Kiev réclame des lance-roquette multiples américains
Dans ce contexte, Kiev à une nouvelle fois réclamé vendredi davantage d'armes aux Occidentaux.
"Certains partenaires évitent de donner les armes nécessaires par peur de l'escalade. Escalade, vraiment? La Russie utilise déjà les armes non nucléaires les plus lourdes, brûle les gens vivants. Peut-être qu'il est temps (...) de nous donner des (lance-roquette multiples) MLRS?" a tweeté Mykhaïlo Podoliak, conseiller de la présidence ukrainienne.
Le porte-parole du Pentagone John Kirby n'a pas confirmé l'existence d'un tel projet, une perspective évoquée par la presse américaine.
"Nous restons engagés à les aider l'emporter sur le champ de bataille", s'est-il borné à déclarer.
Pont ferroviaire
Alors que l'Ukraine, grande puissance agricole, ne peut plus exporter ses céréales en raison du blocage de ses ports, Vladimir Poutine a rejeté vendredi toute responsabilité russe dans la crise alimentaire mondiale lors d'un entretien téléphonique avec le chancelier autrichien Karl Nehammer, selon un communiqué du Kremlin.
Jeudi, le président russe avait proposé d'aider à "surmonter la crise alimentaire" - à condition que les sanctions occidentales contre Moscou soient préalablement levées, ce qui lui a valu des accusations de chantage.
Pour aider Kiev à contourner le blocus russe, l'Allemagne a notamment mis sur pied un "pont ferroviaire" avec l'Ukraine, réservant des trains au transport du blé ukrainien vers l'Europe de l'Ouest, selon le prochain chef des forces américaines en Europe, le général Chris Cavoli.
Dans ce contexte, le président Zelensky devrait s'adresser lundi par visioconférence aux dirigeants de l'UE réunis à Bruxelles. Ils devraient aborder à nouveau le projet d'embargo de l'UE sur le pétrole russe, toujours bloqué par la Hongrie.
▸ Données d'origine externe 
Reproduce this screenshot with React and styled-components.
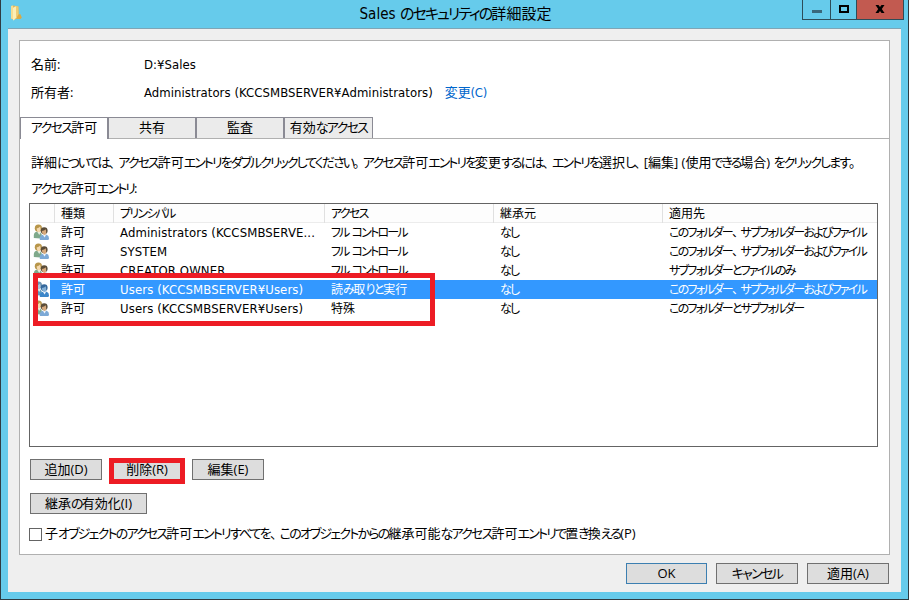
import React from 'react';
import styled, { createGlobalStyle, css } from 'styled-components';

const GlobalStyle = createGlobalStyle`
  * {
    box-sizing: border-box;
  }
  body {
    margin: 0;
    background: #fff;
    color: #000;
    font-family: 'Open Sans', 'Noto Sans CJK JP', sans-serif;
    font-size: 13px;
    line-height: 19px;
  }
`;

const latin = css`
  font-family: 'DejaVu Sans Condensed', 'Noto Sans CJK JP', sans-serif;
  letter-spacing: 0.06px;
`;

const Window = styled.div`
  width: 909px;
  height: 600px;
  display: flex;
  flex-direction: column;
  padding: 0 7px 7px;
  background: #66cbeb;
  border: 1px solid #2f3c42;
  border-top: 0;
  overflow: hidden;
`;
const TitleBar = styled.header`
  flex: none;
  height: 28px;
  display: flex;
  align-items: flex-start;
  justify-content: space-between;
`;
const FolderSlot = styled.div`
  width: 101px;
  padding: 5px 0 0 1px;
`;
const Title = styled.h1`
  ${latin}
  margin: 0;
  padding-top: 4px;
  font-size: 15px;
  font-weight: 400;
  line-height: 20px;
`;
const Controls = styled.div`
  display: flex;
  height: 20px;
  border: 1px solid #2d4d59;
  border-top: 0;
  margin-right: -3px;
`;
const Control = styled.button`
  width: ${(p) => p.$width}px;
  display: flex;
  justify-content: center;
  align-items: flex-start;
  padding: 0;
  border: 0;
  border-right: ${(p) => (p.$close ? '0' : '1px solid #2d4d59')};
  background: ${(p) => (p.$close ? '#c25a50' : 'transparent')};
`;

const Body = styled.main`
  flex: 1;
  display: flex;
  flex-direction: column;
  padding: 11px 11px 8px;
  border-top: 1px solid #7fa5b5;
  background: #efefef;
`;
const Panel = styled.section`
  height: 515px;
  display: flex;
  flex-direction: column;
  padding-top: 9px;
  background: #fff;
  border: 1px solid #b0b0b0;
`;
const Field = styled.div`
  height: 28px;
  display: flex;
  align-items: center;
  padding-left: 11px;
`;
const FieldName = styled.span`
  width: 113px;
`;
const FieldValue = styled.span`
  ${latin}
`;
const Link = styled.a`
  ${latin}
  margin-left: 12px;
  color: #0066cc;
  letter-spacing: -0.2px;
`;

const Tabs = styled.nav`
  flex: none;
  display: flex;
  height: 22px;
  margin-top: 11px;
  border-bottom: 1px solid #b0b0b0;
`;
const Tab = styled.button`
  width: ${(p) => p.$width}px;
  height: ${(p) => (p.$active ? 22 : 21)}px;
  padding: 0 0 ${(p) => (p.$active ? 3 : 2)}px;
  font: inherit;
  line-height: 18px;
  text-align: center;
  white-space: nowrap;
  color: #000;
  background: ${(p) => (p.$active ? '#fff' : '#ebebeb')};
  border: solid #8a8a94;
  border-width: 1px ${(p) => (p.$last ? 1 : 2)}px 0 ${(p) => (p.$active ? 1 : 0)}px;
`;

const Page = styled.div`
  flex: 1;
  display: flex;
  flex-direction: column;
  padding: 14px 11px 0 9px;
`;
const Note = styled.p`
  margin: 0 0 7px 2px;
  white-space: pre;
`;
const ListBox = styled.div`
  position: relative;
  flex: none;
  height: 244px;
  margin-top: -2px;
  border: 1px solid #646464;
  background: #fff;
`;
const columns = '25px 59px 211px 169px 169px 1fr';
const HeadRow = styled.div`
  display: grid;
  grid-template-columns: ${columns};
  height: 19px;
  background: #fdfdfd;
  border-bottom: 1px solid #ececec;
  font-size: 12px;
  line-height: 19px;
`;
const HeadCell = styled.div`
  padding-left: 6px;
  border-right: 1px solid #e0e0e0;
  white-space: pre;
  &:last-child {
    border-right: 0;
  }
`;
const Row = styled.div`
  display: grid;
  grid-template-columns: ${columns};
  height: 19px;
  font-size: 12px;
  color: ${(p) => (p.$selected ? '#fff' : '#000')};
  background: ${(p) =>
    p.$selected ? 'linear-gradient(90deg, #fff 20px, #3398ff 20px)' : 'none'};
`;
const Cell = styled.div`
  padding-left: 6px;
  white-space: pre;
`;
const IconCell = styled.div`
  display: flex;
  padding: 1px 0 0 3px;
`;
const Principal = styled(Cell)`
  ${latin}
  font-size: 13px;
  letter-spacing: 0.12px;
`;
const Mark = styled.div`
  position: absolute;
  left: ${(p) => p.$left}px;
  top: ${(p) => p.$top}px;
  width: ${(p) => p.$width}px;
  height: ${(p) => p.$height}px;
  border: 5px solid #ed1c24;
  pointer-events: none;
`;

const Buttons = styled.div`
  display: flex;
  gap: 9px;
  margin: ${(p) => p.$top}px 0 0 1px;
`;
const ButtonSlot = styled.div`
  position: relative;
`;
const Button = styled.button`
  display: block;
  width: ${(p) => p.$width}px;
  height: 21px;
  padding: 0;
  font: inherit;
  font-size: 13px;
  line-height: 19px;
  text-align: center;
  white-space: nowrap;
  color: #000;
  background: #ddd;
  border: 1px solid ${(p) => (p.$primary ? '#3c7fb1' : '#707070')};
`;
const CheckLabel = styled.label`
  display: flex;
  align-items: center;
  gap: 3px;
  margin-top: 10px;
  white-space: nowrap;
`;
const CheckBox = styled.span`
  width: 13px;
  height: 13px;
  margin-top: 2px;
  border: 1px solid #646464;
  background: #fff;
`;
const Footer = styled.footer`
  display: flex;
  justify-content: flex-end;
  gap: 9px;
  padding-top: 8px;
  margin-right: 1px;
`;

const Kana = styled.span`
  font-feature-settings: 'palt';
  letter-spacing: ${(p) => p.$tight}px;
`;
const Stop = styled.span`
  letter-spacing: -3.3px;
`;

// Kana is set narrower than kanji, commas and full stops keep most of their width.
function Jp({ children, tight = -1.7 }) {
  return children.split(/([ぁ-ゖァ-ヺー]+|[、。])/).map((run, i) => {
    if (i % 2 === 0) return run;
    if (/[、。]/.test(run)) return <Stop key={i}>{run}</Stop>;
    return (
      <Kana key={i} $tight={tight}>
        {run}
      </Kana>
    );
  });
}

function FolderIcon() {
  return (
    <svg width="14" height="16" viewBox="0 0 14 16">
      <path d="M2 1 4.6.4 9.4 1.4l.4 8.6v3.6L5 14.5 2 13.6z" fill="#e3b95a" />
      <path d="M2 1 4 .6v13.6L2 13.6z" fill="#f6dd92" />
      <path d="M4 2.8 7.4 1v11.6L4.6 15.4 4 15z" fill="#fbeeb6" />
      <path d="M7.4 1.2 9.4 1.6v8l-2 2.6z" fill="#efcb70" />
      <path d="M9.6 9.2h1.8l1.4 3.4-1.2 1.4-4.2-.2z" fill="#d9a945" />
    </svg>
  );
}

function UsersIcon({ selected }) {
  return (
    <svg width="17" height="17" viewBox="0 0 17 17">
      <path d="M.8 14V11q.3-2.8 3.2-3.2l3 .3 2 3L7.5 14.4z" fill={selected ? '#5d9ac0' : '#7fa98b'} />
      <path d="M4 7.5 6.3 11 7.6 8z" fill="#e9f1e4" />
      <circle cx="5.4" cy="4.2" r="3.6" fill={selected ? '#6b91b0' : '#b8964a'} />
      <path d="M3.6 4.4q2.4-.2 3.5-1.8 1.5 5-1.4 5.8Q3.6 7.6 3.6 4.4z" fill={selected ? '#a9c4db' : '#f4d8ae'} />
      <path d="M6.8 16v-2.5q.4-2.4 3-2.8l4 .1q2.3 1 2.3 4.2l-1 1z" fill={selected ? '#3c86c9' : '#7ca9d6'} />
      <path d="m9.8 10.8 1.8 2.7 1.5-2.7z" fill="#eef4fb" />
      <circle cx="11.2" cy="6.7" r="3.4" fill={selected ? '#34679b' : '#5a4c39'} />
      <path d="M8.9 6.9q2.5-.1 3.8-1.7 1.6 5-1.1 5.9Q8.9 10.2 8.9 6.9z" fill={selected ? '#84b0d6' : '#d6a97c'} />
    </svg>
  );
}

const tabs = [
  { label: 'アクセス許可', width: 89, active: true },
  { label: '共有', width: 88 },
  { label: '監査', width: 88 },
  { label: '有効なアクセス', width: 88, last: true },
];

const heads = ['', '種類', 'プリンシパル', 'アクセス', '継承元', '適用先'];

const entries = [
  {
    principal: 'Administrators (KCCSMBSERVE...',
    access: 'フル コントロール',
    target: 'このフォルダー、サブフォルダーおよびファイル',
  },
  {
    principal: 'SYSTEM',
    access: 'フル コントロール',
    target: 'このフォルダー、サブフォルダーおよびファイル',
  },
  {
    principal: 'CREATOR OWNER',
    access: 'フル コントロール',
    target: 'サブフォルダーとファイルのみ',
  },
  {
    principal: 'Users (KCCSMBSERVER¥Users)',
    access: '読み取りと実行',
    target: 'このフォルダー、サブフォルダーおよびファイル',
    selected: true,
  },
  {
    principal: 'Users (KCCSMBSERVER¥Users)',
    access: '特殊',
    target: 'このフォルダーとサブフォルダー',
  },
];

function App() {
  return (
    <>
      <GlobalStyle />
      <Window>
        <TitleBar>
          <FolderSlot>
            <FolderIcon />
          </FolderSlot>
          <Title>
            <Jp tight={-1.9}>Sales のセキュリティの詳細設定</Jp>
          </Title>
          <Controls>
            <Control $width={28}>
              <svg width="12" height="19" viewBox="0 0 12 19">
                <path d="M1 10h10v3H1z" fill="#39687b" />
              </svg>
            </Control>
            <Control $width={26}>
              <svg width="12" height="19" viewBox="0 0 12 19">
                <path d="M2 6h8v6H2z" fill="none" stroke="#000" strokeWidth="2" />
              </svg>
            </Control>
            <Control $width={46} $close>
              <svg width="12" height="19" viewBox="0 0 12 19">
                <path d="M1.5 5h3L6 7l1.5-2h3L7.8 9l2.7 4h-3L6 11l-1.5 2h-3l2.7-4z" fill="#000" />
              </svg>
            </Control>
          </Controls>
        </TitleBar>
        <Body>
          <Panel>
            <Field>
              <FieldName>名前:</FieldName>
              <FieldValue>D:¥Sales</FieldValue>
            </Field>
            <Field>
              <FieldName>所有者:</FieldName>
              <FieldValue>Administrators (KCCSMBSERVER¥Administrators)</FieldValue>
              <Link>変更(C)</Link>
            </Field>
            <Tabs>
              {tabs.map((t) => (
                <Tab key={t.label} $width={t.width} $active={t.active} $last={t.last}>
                  <Jp>{t.label}</Jp>
                </Tab>
              ))}
            </Tabs>
            <Page>
              <Note>
                <Jp tight={-1.95}>
                  詳細については、アクセス許可エントリをダブルクリックしてください。アクセス許可エントリを変更するには、エントリを選択し、[編集] (使用できる場合) をクリックします。
                </Jp>
              </Note>
              <Note>
                <Jp tight={-1.85}>アクセス許可エントリ:</Jp>
              </Note>
              <ListBox>
                <HeadRow>
                  {heads.map((h) => (
                    <HeadCell key={h}>
                      <Jp tight={-1.7}>{h}</Jp>
                    </HeadCell>
                  ))}
                </HeadRow>
                {entries.map((e, i) => (
                  <Row key={i} $selected={e.selected}>
                    <IconCell>
                      <UsersIcon selected={e.selected} />
                    </IconCell>
                    <Cell>許可</Cell>
                    <Principal>{e.principal}</Principal>
                    <Cell>
                      <Jp tight={e.selected ? -1.4 : -1.85}>{e.access}</Jp>
                    </Cell>
                    <Cell>
                      <Jp tight={-1.9}>なし</Jp>
                    </Cell>
                    <Cell>
                      <Jp tight={-1.78}>{e.target}</Jp>
                    </Cell>
                  </Row>
                ))}
                <Mark $left={3} $top={69} $width={402} $height={53} />
              </ListBox>
              <Buttons $top={12}>
                <Button $width={72}>追加(D)</Button>
                <ButtonSlot>
                  <Button $width={72}>削除(R)</Button>
                  <Mark $left={-2} $top={-1} $width={76} $height={26} />
                </ButtonSlot>
                <Button $width={72}>編集(E)</Button>
              </Buttons>
              <Buttons $top={13}>
                <Button $width={117}>
                  <Jp>継承の有効化(I)</Jp>
                </Button>
              </Buttons>
              <CheckLabel>
                <CheckBox />
                <span>
                  <Jp tight={-1.8}>
                    子オブジェクトのアクセス許可エントリすべてを、このオブジェクトからの継承可能なアクセス許可エントリで置き換える(P)
                  </Jp>
                </span>
              </CheckLabel>
            </Page>
          </Panel>
          <Footer>
            <Button $width={81} $primary>
              OK
            </Button>
            <Button $width={82}>
              <Jp>キャンセル</Jp>
            </Button>
            <Button $width={82}>適用(A)</Button>
          </Footer>
        </Body>
      </Window>
    </>
  );
}

export default App;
Le ministre russe des Finances, Anton Silouanov, a déclaré vendredi soir dans un entretien télévisé que la Russie devrait engranger cette année 1 000 milliards de roubles (13,7 milliards d'euros) supplémentaires de ses exportations d'hydrocarbures, dont les prix flambent. Une partie sera allouée à la poursuite de l'offensive en Ukraine, selon lui.